Data entries =

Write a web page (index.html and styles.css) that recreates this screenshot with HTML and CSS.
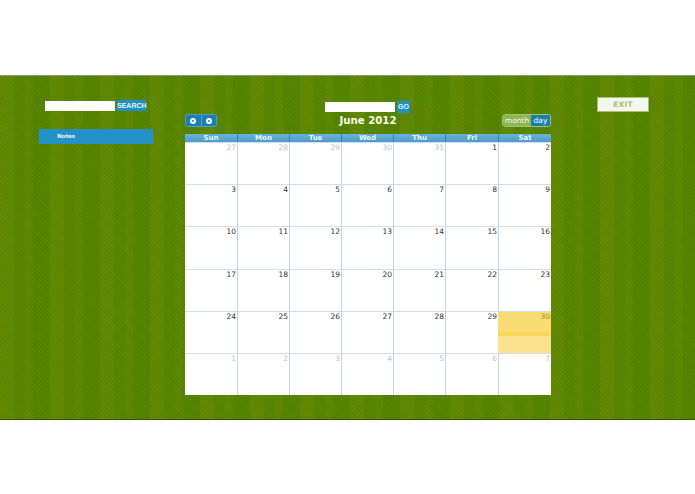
FILE: index.html
```html
<!DOCTYPE html>
<html lang="en">
<head>
<meta charset="utf-8">
<title>Calendar</title>
<link rel="stylesheet" href="styles.css">
</head>
<body>
<main class="band">
  <aside class="sidebar">
    <form class="search search-left">
      <input class="search-input" type="text" aria-label="Search">
      <button class="search-btn" type="button">SEARCH</button>
    </form>
    <nav class="notes">Notes</nav>
  </aside>
  <section class="center">
    <form class="search search-center">
      <input class="search-input" type="text" aria-label="Go">
      <button class="search-btn go" type="button">GO</button>
    </form>
    <div class="toolbar">
      <div class="seg seg-nav">
        <button class="nav-btn" type="button" aria-label="Previous"><span class="ring"></span></button>
        <button class="nav-btn" type="button" aria-label="Next"><span class="ring"></span></button>
      </div>
      <h1 class="title">June 2012</h1>
      <div class="seg seg-view">
        <button class="view month" type="button">month</button>
        <button class="view day" type="button">day</button>
      </div>
    </div>
    <div class="calendar">
      <div class="head">Sun</div><div class="head">Mon</div><div class="head">Tue</div><div class="head">Wed</div><div class="head">Thu</div><div class="head">Fri</div><div class="head">Sat</div>
      <div class="cell other">27</div><div class="cell other">28</div><div class="cell other">29</div><div class="cell other">30</div><div class="cell other">31</div><div class="cell">1</div><div class="cell">2</div>
      <div class="cell">3</div><div class="cell">4</div><div class="cell">5</div><div class="cell">6</div><div class="cell">7</div><div class="cell">8</div><div class="cell">9</div>
      <div class="cell">10</div><div class="cell">11</div><div class="cell">12</div><div class="cell">13</div><div class="cell">14</div><div class="cell">15</div><div class="cell">16</div>
      <div class="cell">17</div><div class="cell">18</div><div class="cell">19</div><div class="cell">20</div><div class="cell">21</div><div class="cell">22</div><div class="cell">23</div>
      <div class="cell">24</div><div class="cell">25</div><div class="cell">26</div><div class="cell">27</div><div class="cell">28</div><div class="cell">29</div><div class="cell today">30</div>
      <div class="cell other">1</div><div class="cell other">2</div><div class="cell other">3</div><div class="cell other">4</div><div class="cell other">5</div><div class="cell other">6</div><div class="cell other">7</div>
    </div>
  </section>
  <aside class="right">
    <button class="exit" type="button">EXIT</button>
  </aside>
</main>
</body>
</html>
```
FILE: styles.css
```css
* { box-sizing: border-box; }
html, body { margin: 0; padding: 0; background: #fff; }
body { height: 494px; overflow: hidden; padding-top: 75px; font-family: "DejaVu Sans", sans-serif; }

.band {
  height: 345px;
  display: flex;
  align-items: flex-start;
  padding-left: 39px;
  border-top: 1px solid #8a9a72;
  border-bottom: 1px solid #3c5200;
  background-color: #5a8600;
  background-image:
    repeating-linear-gradient(45deg, rgba(255,255,255,.025) 0 1px, transparent 1px 3px),
    repeating-linear-gradient(-45deg, rgba(0,0,0,.025) 0 1px, transparent 1px 3px),
    repeating-linear-gradient(90deg, rgba(120,140,0,.14) 0 14px, rgba(50,110,0,.1) 14px 25px, rgba(110,130,0,.08) 25px 33px, rgba(40,105,0,.12) 33px 50px);
}

.sidebar { width: 114px; margin-top: 24px; }
.search { display: flex; align-items: center; gap: 2px; }
.search-left { padding-left: 6px; }
.search-input { width: 70px; height: 10px; padding: 0; border: 0; background: #fff; }
.search-btn {
  height: 11px; width: 29px; padding: 0; border: 0;
  background: #1f8fc4; color: #e6f4fa;
  font: bold 7px/11px "Liberation Sans", sans-serif;
  text-align: center;
}
.notes {
  margin-top: 18px; height: 15px; padding: 3px 0 0 18px;
  background: #2191c6; color: #f2f8fb;
  font: bold 5.5px/8px "DejaVu Sans", sans-serif;
}

.center { width: 366px; margin-left: 32px; margin-top: 25px; }
.search-center { justify-content: center; padding-right: 1px; height: 12px; }
.search-center .go { height: 12px; width: 13px; padding: 0; line-height: 12px; }

.toolbar { display: grid; grid-template-columns: 1fr auto 1fr; align-items: center; height: 13px; margin-top: 1px; }
.title { margin: 0; color: #fbfbe8; font: bold 10.2px/13px "DejaVu Sans", sans-serif; }
.seg { display: flex; height: 13px; border: 1px solid #4f9ec0; border-radius: 3px; overflow: hidden; }
.seg-nav { width: 32px; }
.nav-btn { flex: 1; padding: 0; border: 0; background: #1c7fb4; display: flex; align-items: center; justify-content: center; }
.nav-btn + .nav-btn { border-left: 1px solid #5aa4c8; }
.ring { width: 6px; height: 6px; border-radius: 50%; border: 2px solid #f2f9fc; }
.seg-view { width: 49px; justify-self: end; border-color: #a0c66c; }
.view { padding: 0; border: 0; font: 7.5px/11px "DejaVu Sans", sans-serif; color: #f3f8ea; }
.month { flex: 0 0 28px; background: #8db653; }
.day { flex: 1; background: #1c7fb4; }

.calendar {
  display: grid;
  grid-template-columns: 52px 52px 52px 52px 52px 53px 53px;
  grid-template-rows: 8px 42px 42px 43px 42px 42px 42px;
  margin-top: 7px;
  background: #fff;
}
.head {
  background: linear-gradient(#6cb2d6, #4b9dca);
  border-left: 1px solid #2f86b4;
  color: #eaf5fa;
  font: bold 7px/8px "DejaVu Sans", sans-serif;
  text-align: center;
}
.head:first-child { border-left: 0; }
.cell {
  padding: 1px 1px 0 0;
  border-top: 1px solid #cfdfee;
  border-left: 1px solid #bcd3e8;
  color: #333;
  font: 7.5px/8px "DejaVu Sans", sans-serif;
  text-align: right;
}
.cell:nth-child(7n+1) { border-left: 0; }
.other { color: #bcc2c8; }
.today {
  color: #b08a2a;
  border-left: 0;
  background: linear-gradient(#f9dc73 0 20px, #f8d660 20px 24px, #fbe28f 24px);
}

.right { margin-left: 46px; margin-top: 21px; }
.exit {
  display: block; width: 52px; height: 15px; padding: 0;
  border: 1px solid #a5c56a;
  background: #f7f7f2; color: #a4c46c;
  font: bold 7.5px/13px "DejaVu Sans", sans-serif;
  letter-spacing: .3px;
}
```
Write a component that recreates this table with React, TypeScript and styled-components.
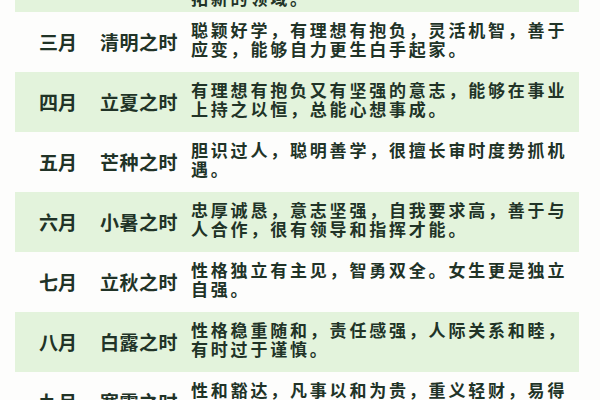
import React from "react";
import styled, { createGlobalStyle } from "styled-components";

interface IRow {
  month: string;
  solar: string;
  lines: string[];
}

const rows: IRow[] = [
  {
    month: "二月",
    solar: "惊蛰之时",
    lines: ["积极乐观，富有创造力，敢于挑战", "自我，勇于开拓，有进取之心，善于", "拓新的领域。"],
  },
  {
    month: "三月",
    solar: "清明之时",
    lines: ["聪颖好学，有理想有抱负，灵活机智，善于", "应变，能够自力更生白手起家。"],
  },
  {
    month: "四月",
    solar: "立夏之时",
    lines: ["有理想有抱负又有坚强的意志，能够在事业", "上持之以恒，总能心想事成。"],
  },
  {
    month: "五月",
    solar: "芒种之时",
    lines: ["胆识过人，聪明善学，很擅长审时度势抓机", "遇。"],
  },
  {
    month: "六月",
    solar: "小暑之时",
    lines: ["忠厚诚恳，意志坚强，自我要求高，善于与", "人合作，很有领导和指挥才能。"],
  },
  {
    month: "七月",
    solar: "立秋之时",
    lines: ["性格独立有主见，智勇双全。女生更是独立", "自强。"],
  },
  {
    month: "八月",
    solar: "白露之时",
    lines: ["性格稳重随和，责任感强，人际关系和睦，", "有时过于谨慎。"],
  },
  {
    month: "九月",
    solar: "寒露之时",
    lines: ["性和豁达，凡事以和为贵，重义轻财，易得", "人心，朋友众多。"],
  },
];

const GlobalStyle = createGlobalStyle`
  html, body {
    margin: 0;
    padding: 0;
    background: #fdfdfc;
    overflow: hidden;
  }
  body {
    font-family: "Noto Sans CJK SC", "Noto Sans", sans-serif;
  }
`;

const Page = styled.div`
  width: 600px;
  height: 400px;
  overflow: hidden;
  background: #fdfdfc;
`;

// the list is scrolled a bit, the first row is only half in view
const Table = styled.div`
  width: 564px;
  margin: -48px 0 0 15px;
  display: flex;
  flex-direction: column;
`;

const Row = styled.div<{ $shaded: boolean }>`
  height: 60px;
  display: grid;
  grid-template-columns: 38px 78px 1fr;
  column-gap: 23px;
  align-items: center;
  padding-left: 24px;
  background: ${(p) => (p.$shaded ? "#e3f3dc" : "#fdfdfc")};
  color: #213327;
`;

const Month = styled.div`
  font-size: 19px;
  font-weight: 700;
  line-height: 20px;
  white-space: nowrap;
`;

const Solar = styled.div`
  font-size: 19px;
  font-weight: 700;
  line-height: 20px;
  letter-spacing: 0.5px;
  white-space: nowrap;
`;

const Desc = styled.div`
  margin-left: -10px;
  padding-bottom: 5px;
  font-size: 17px;
  font-weight: 700;
  line-height: 18.5px;
  letter-spacing: 2.8px;
  white-space: nowrap;
`;

const Line = styled.div`
  display: block;
`;

export default function App() {
  return (
    <Page>
      <GlobalStyle />
      <Table>
        {rows.map((row, index) => (
          <Row key={row.month} $shaded={index % 2 === 0}>
            <Month>{row.month}</Month>
            <Solar>{row.solar}</Solar>
            <Desc>
              {row.lines.map((line) => (
                <Line key={line}>{line}</Line>
              ))}
            </Desc>
          </Row>
        ))}
      </Table>
    </Page>
  );
}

Problem description = Pick out the lines above containing the word "with", then copy them.

Final result =
Write a web page (index.html and styles.css) that recreates this screenshot with HTML and CSS.
Write a component that recreates this table with React, TypeScript and styled-components.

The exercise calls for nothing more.